Uno de los reproches más frecuentes contra la Iglesia es la de ser una institución cerrada e intransigente, incapaz de escuchar otras opiniones y que condena todas las demás formas de pensamiento, por lo que a lo largo de la historia ha impuesto por la fuerza su modo de pensar. Por todo ello sería marcadamente antidemocrática y por tanto alejada de los valores más importantes de la modernidad.

            Es indudable que uno de los valores más destacados de la cultura democrática es el pluralismo, que consiste en esa capacidad de aceptar y convivir con personas con otra cultura y otra forma de pensar, con otras costumbres, pero a la vez cumpliendo una ley común.
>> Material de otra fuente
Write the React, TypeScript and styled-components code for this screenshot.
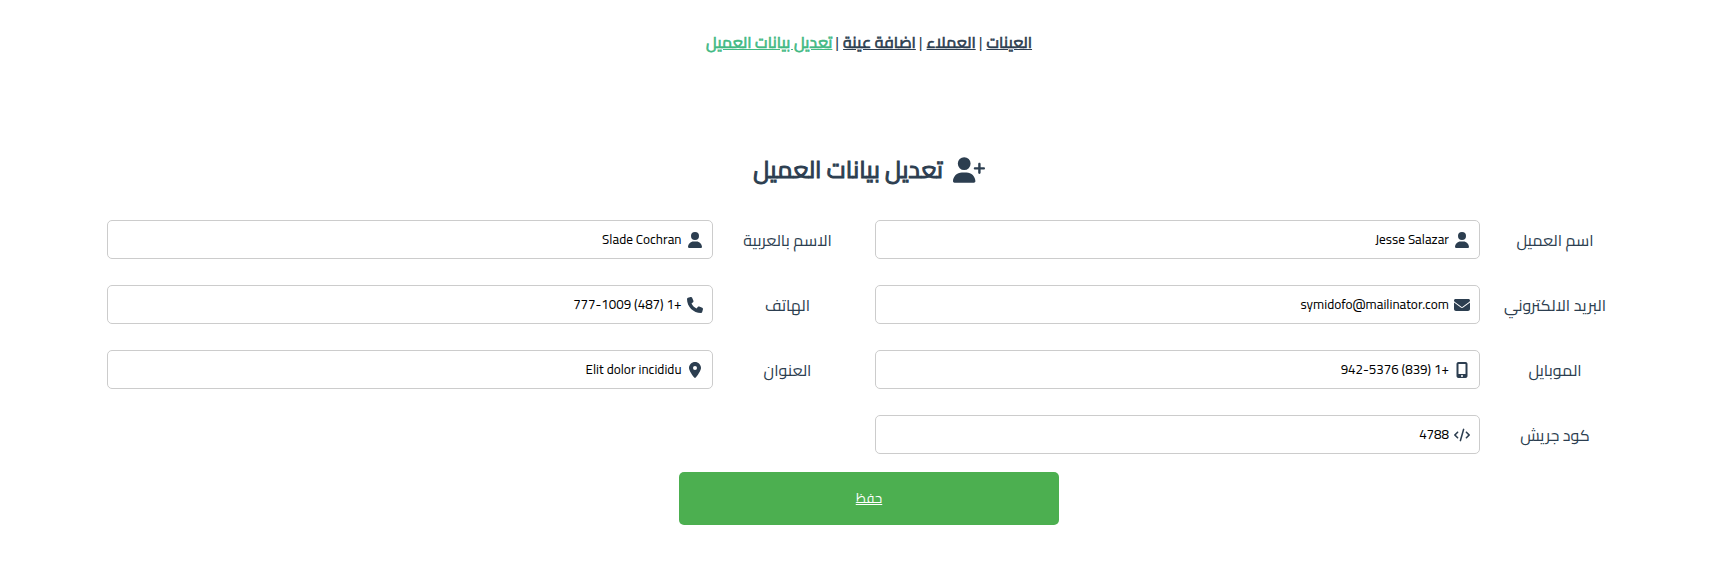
import React from "react";
import styled, { createGlobalStyle } from "styled-components";
import {
  FaCode,
  FaEnvelope,
  FaLocationDot,
  FaMobileScreenButton,
  FaPhone,
  FaUser,
  FaUserPlus,
} from "react-icons/fa6";
import type { IconType } from "react-icons";

const GlobalStyle = createGlobalStyle`
  * { box-sizing: border-box; }
  body {
    margin: 0;
    background: #fff;
    color: #2c3e50;
    font-family: Cairo, "Noto Sans", "DejaVu Sans", sans-serif;
  }
`;

const Page = styled.div`
  padding-left: 18px;
`;

const Nav = styled.nav`
  display: flex;
  justify-content: center;
  align-items: center;
  gap: 4px;
  padding: 29px 30px 31px;
  font-size: 16px;
  line-height: 26px;
`;

const NavLink = styled.a<{ $active?: boolean }>`
  color: ${(p) => (p.$active ? "#42b983" : "#2c3e50")};
  -webkit-text-stroke: 0.04em;
`;

const Separator = styled.span`
  margin: 0 -1px;
  padding: 0 1px 0 0;
`;

const Title = styled.h1`
  display: flex;
  justify-content: center;
  align-items: center;
  gap: 10px;
  margin: 64px 0 30px;
  font-size: 24px;
  font-weight: 400;
  line-height: 40px;
  -webkit-text-stroke: 0.04em;
`;

const TitleIcon = styled(FaUserPlus)`
  width: 32px;
  height: 26px;
`;

const Form = styled.form`
  display: flex;
  flex-direction: column;
  align-items: center;
  gap: 18px;
`;

const Fields = styled.div`
  align-self: stretch;
  display: grid;
  grid-template-columns: repeat(2, 1fr);
  row-gap: 26px;
  padding: 0 90px 0 77px;
`;

const Field = styled.div`
  display: flex;
  align-items: center;
  padding-left: 12px;
`;

const Label = styled.label`
  flex: 0 0 150px;
  text-align: center;
  font-size: 16px;
  line-height: 24px;
`;

const InputBox = styled.div`
  flex: 1;
  min-width: 0;
  display: flex;
  align-items: center;
  gap: 5px;
  padding: 0 9px;
  border: 1px solid #ccc;
  border-radius: 5px;

  svg {
    flex: 0 0 16px;
    height: 16px;
  }
`;

const Input = styled.input`
  flex: 1;
  min-width: 0;
  height: 37px;
  padding: 0;
  border: 0;
  outline: 0;
  background: none;
  color: #000;
  font-family: inherit;
`;

const SaveButton = styled.button`
  width: 380px;
  max-width: 100%;
  height: 53px;
  border: 0;
  border-radius: 5px;
  background: #4caf50;
  color: #fff;
  font-family: inherit;
  text-decoration: underline;
  cursor: pointer;
`;

interface FieldData {
  id: string;
  label: string;
  value: string;
  icon: IconType;
}

const fields: FieldData[] = [
  { id: "name", label: "اسم العميل", value: "Jesse Salazar", icon: FaUser },
  { id: "name-ar", label: "الاسم بالعربية", value: "Slade Cochran", icon: FaUser },
  { id: "email", label: "البريد الالكتروني", value: "symidofo@mailinator.com", icon: FaEnvelope },
  { id: "phone", label: "الهاتف", value: "+1 (487) 777-1009", icon: FaPhone },
  { id: "mobile", label: "الموبايل", value: "+1 (839) 942-5376", icon: FaMobileScreenButton },
  { id: "address", label: "العنوان", value: "Elit dolor incididu", icon: FaLocationDot },
  { id: "code", label: "كود جريش", value: "4788", icon: FaCode },
];

export default function App() {
  return (
    <Page dir="rtl" lang="ar">
      <GlobalStyle />
      <Nav>
        <NavLink href="#samples">العينات</NavLink>
        <Separator>|</Separator>
        <NavLink href="#clients">العملاء</NavLink>
        <Separator>|</Separator>
        <NavLink href="#add-sample">اضافة عينة</NavLink>
        <Separator>|</Separator>
        <NavLink href="#edit-client" $active>تعديل بيانات العميل</NavLink>
      </Nav>
      <main>
        <Title>
          <TitleIcon />
          تعديل بيانات العميل
        </Title>
        <Form onSubmit={(e) => e.preventDefault()}>
          <Fields>
            {fields.map(({ id, label, value, icon: Icon }) => (
              <Field key={id}>
                <Label htmlFor={id}>{label}</Label>
                <InputBox>
                  <Icon />
                  <Input id={id} type="text" defaultValue={value} />
                </InputBox>
              </Field>
            ))}
          </Fields>
          <SaveButton type="submit">حفظ</SaveButton>
        </Form>
      </main>
    </Page>
  );
}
Esto exige respeto recíproco, diálogo e incluso amistad y cooperación. Es preciso aclarar que el justo pluralismo, para que sea tal, debe permitir a cada grupo humano mantener sus creencias, sus costumbres, su modo de ver y de vivir la propia vida. Es decir, que una de sus características más destacadas del pluralismo democrático sería el respeto a las minorías.

            Sería interesante revisar y matizar la historia de la Iglesia con sus luces y sus sombras, pero creo que es más interesante ahora mirar la situación actual, que es la que nos toca vivir a nosotros y  que tenemos que juzgar y mejorar en lo posible. El que conozca mínimamente la posición de la Iglesia con respecto a las otras iglesias y a las demás religiones, se habrá dado cuenta de que existe un rico diálogo. Dentro incluso de la Iglesia, los Sínodos de obispos, los Sínodos de las iglesias nacionales o locales, las continuas reuniones de reflexión y diálogo, muestran una comunidad eclesial que consulta, que escucha, que dialoga. Dentro de la vida consagrada se eligen las autoridades escuchando a todos e incluso votando.

            Es cierto que no se ha renunciado a los dogmas, ni se hará jamás, ni a la exigente moral que tanto choca con las tendencias modernas. Pero no olvidemos que la convivencia democrática se fundamenta en el respeto de las minorías, y que por tanto no exige en ninguna manera la renuncia a los propios principios religiosos o éticos, que pertenecen a los derechos fundamentales de toda persona humana.

            Por otra parte, se está imponiendo, y subrayo el verbo “imponer”, una cultura que pretende que exista un estilo de vida o un modelo de sociedad que todos deben aceptar y ante el cual no cabe la objeción de conciencia, lo que se ha llamado “el pensamiento único”. Como consecuencia se persigue, se insulta y se descalifica a todo aquel que no esté de acuerdo. Esto se llama “intransigencia”. Se aplasta a las minorías con el pretexto de que se oponen a los principios democráticos, cuando son dichos principios los que deberían proteger a esas minorías. Esta nueva moral universal es en sí misma contradictoria porque mientras proclama el relativismo moral, pretende imponer la ideología de género, el libertinaje sexual o el aborto libre como dogmas indiscutibles de la modernidad que nadie puede rechazar.

            No es de extrañar que los que detentan este dogmatismo intransigente se nieguen a apoyar o defender las minorías cristianas y no cristianas, sangrientamente perseguidas en varios países asiáticos y africanos.